Before all that begins however: you receive a phone call. As a top down 2D shooter, Hotline Miami prides itself off tactics, planning and skill above all else. This isn’t the kind of shindig where running into a building, full of enemies, guns blazing will allow you to win. If anything, intelligent play is rewarded. Understanding what enemies are where, the weapons they’re using and how they react to Jacket suddenly bursting their bubble of safety, is crucial.

Because of these requirements, the difficulty naturally rises along with it. And because of how many skills and pieces of insight are required of the player, and as every level induces something new and evil, everything is harder than diamond tipped drill bits. While many people would complain about the extreme level of precision that’s needed to safety pass each stage without ending up as red patte smeared on a wall somewhere, it’s a feature that gives identity.

Without the difficulty that asks players to control Jacket with fluidity and lethal efficiency, the payoff would be nowhere near as profoundly rewarding. The addition of the over-the-top violence is merely a bonus when you somehow manage to clear a stage you’ve been stuck on, or set a new high score. That being said, Hotline Miami does have its, very awkward, faults from time to time.

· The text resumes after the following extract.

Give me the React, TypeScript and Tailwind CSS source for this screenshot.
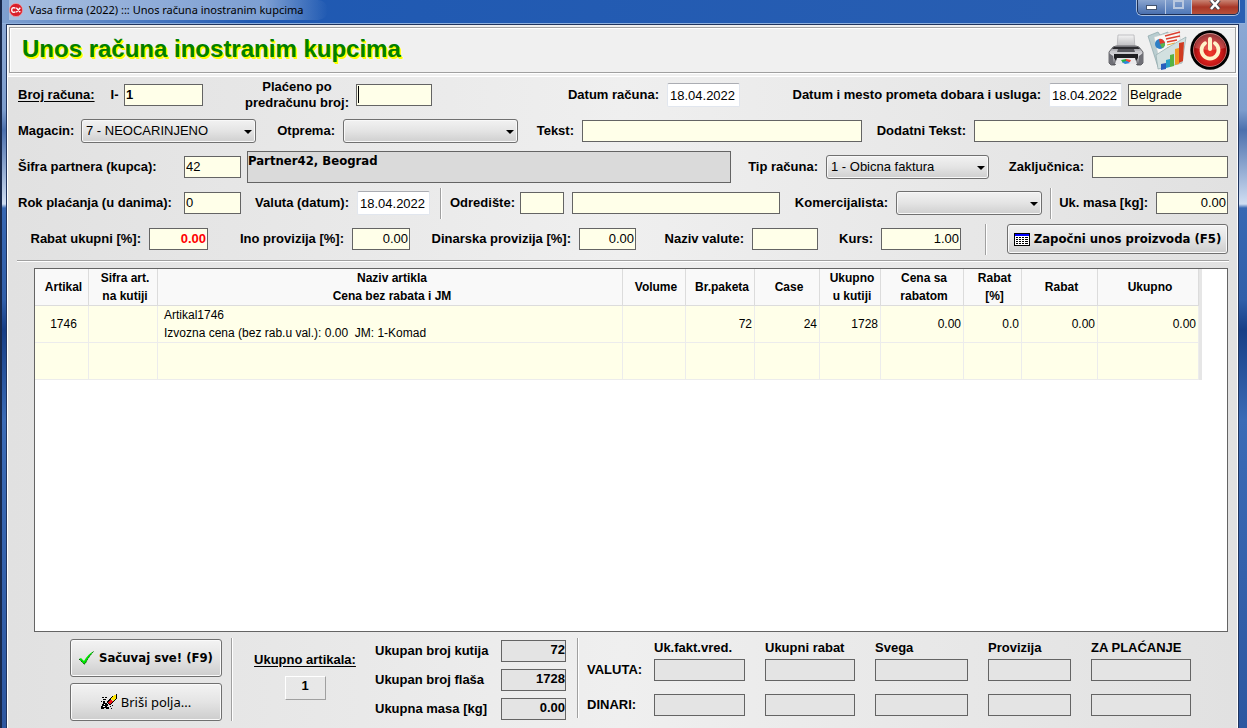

Throwing things over any range using Jacket is risky at best, unless you’re wearing “Jake” (who allows any thrown item to kill instantly), because at longer distances the item can, and does, spiral awkwardly and miss. Even if it hits, there’s a chance the affected enemy will get stuck in the wall, making an execution impossible. Little gameplay flaws like that make all the difference when surrounded by heavily armed Russian mafia members.

Stupid ticks considered, Hotline Miami is one of the best PC indie title to be released over the past decade. It offers fast paced action that is, almost, entirely based on your own competence and understanding of the mechanics. Even if the narrative goes over the heads of most players, the soundtrack and art style will grab your attention like nothing else because of their vibrance, brutality and unique nature.